Thank you Sols. The DTTA "only" says this:

Artikel 13
Gewinne aus der Veräußerung von Vermögen
(5)Gewinne aus der Veräußerung des in den vorstehenden Absätzen 1 bis 4 nicht genannten Vermögens dürfen nur in dem Vertragsstaat besteuert werden, in dem der Veräußerer ansässig ist.
(6)Bei einer natürlichen Person, die in einem Vertragsstaat während mindestens fünf Jahren ansässig war und die im anderen Vertragsstaat ansässig geworden ist, berührt Absatz 5 nicht das Recht des erstgenannten Staates, bei Anteilen an Gesellschaften nach seinen innerstaatlichen Rechtsvorschriften bei der Person einen Vermögenszuwachs bis zu ihrem Ansässigkeitswechsel zu besteuern. Besteuert der erstgenannte Vertragsstaat bei Wegzug einer in diesem Staat ansässigen natürlichen Person den Vermögenszuwachs, so wird bei späterer Veräußerung der Anteile, wenn der daraus erzielte Gewinn in dem anderen Staat gemäß Absatz 5 besteuert wird, dieser Staat bei der Ermittlung des Veräußerungsgewinns als Anschaffungskosten den Betrag zu Grunde legen, den der erstgenannte Staat im Zeitpunkt des Wegzugs als Erlös angenommen hat.

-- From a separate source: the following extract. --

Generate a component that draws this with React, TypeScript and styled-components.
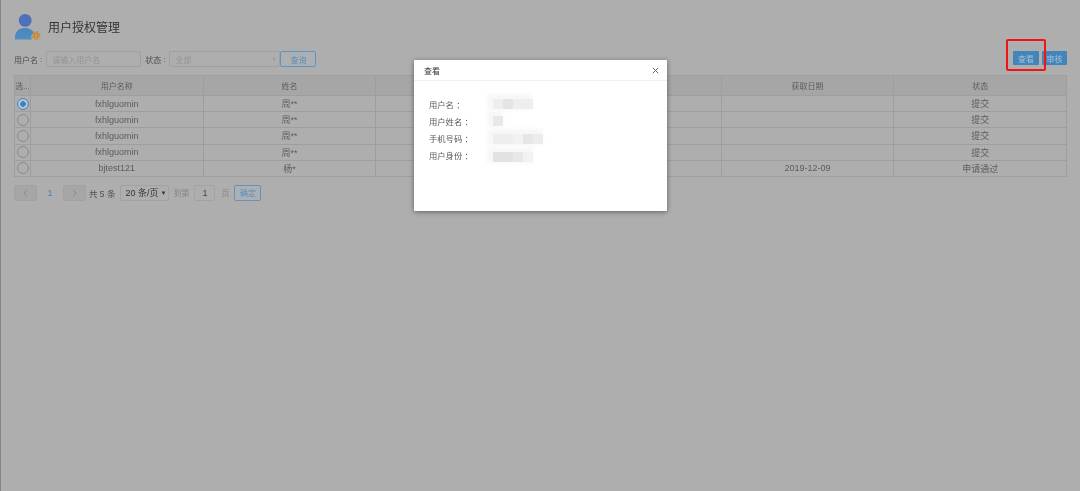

(5) Gains from the sale of assets not mentioned in paragraphs 1 to 4 above may only be taxed in the Contracting State in which the seller is a resident.
(6) In the case of a natural person who has been a resident in a Contracting State for at least five years and who becomes a resident of the other Contracting State, paragraph 5 shall not affect the right of the former State to tax, in accordance with its domestic laws, any increase in wealth arising from shares in companies in the individual up to the time of change of residence. If the former Contracting State taxes the increase in wealth upon departure of a natural person resident in that State, when the shares are later sold and the resulting gain is taxed in the other State in accordance with paragraph 5, that State shall, in calculating the gain on sale, use as the acquisition cost the amount assumed by the former State at the time of departure as proceeds."




Being a tax-resident in Germany is actually beneficial for the given case as Austria`s exit tax is significantly more restrictive/aggresive related to unrealized gains in a stock portfolio.
 
Thank you Sols. The DTTA "only" says this:
If that's the only relevant clause, I think you have a legally uncertain situation when it comes to exit tax. It's unclear whose laws would apply. All the more reason to find a good Steuerberater.

Being a tax-resident in Germany is actually beneficial for the given case as Austria`s exit tax is significantly more restrictive/aggresive related to unrealized gains in a stock portfolio.
In that case, you could try becoming tax resident in Germany before exiting. Or you can try to find a way to use the legal uncertainty that exists to carve out a plan that suits your needs.

If both states' laws apply, you could probably use taxes paid in Germany as tax credit against Austria's claims, so at least you don't pay double.

I'm afraid the answer you seek isn't available without seeking legal advice. It's such a highly specific circumstance, where even the smallest details can play a deciding factor.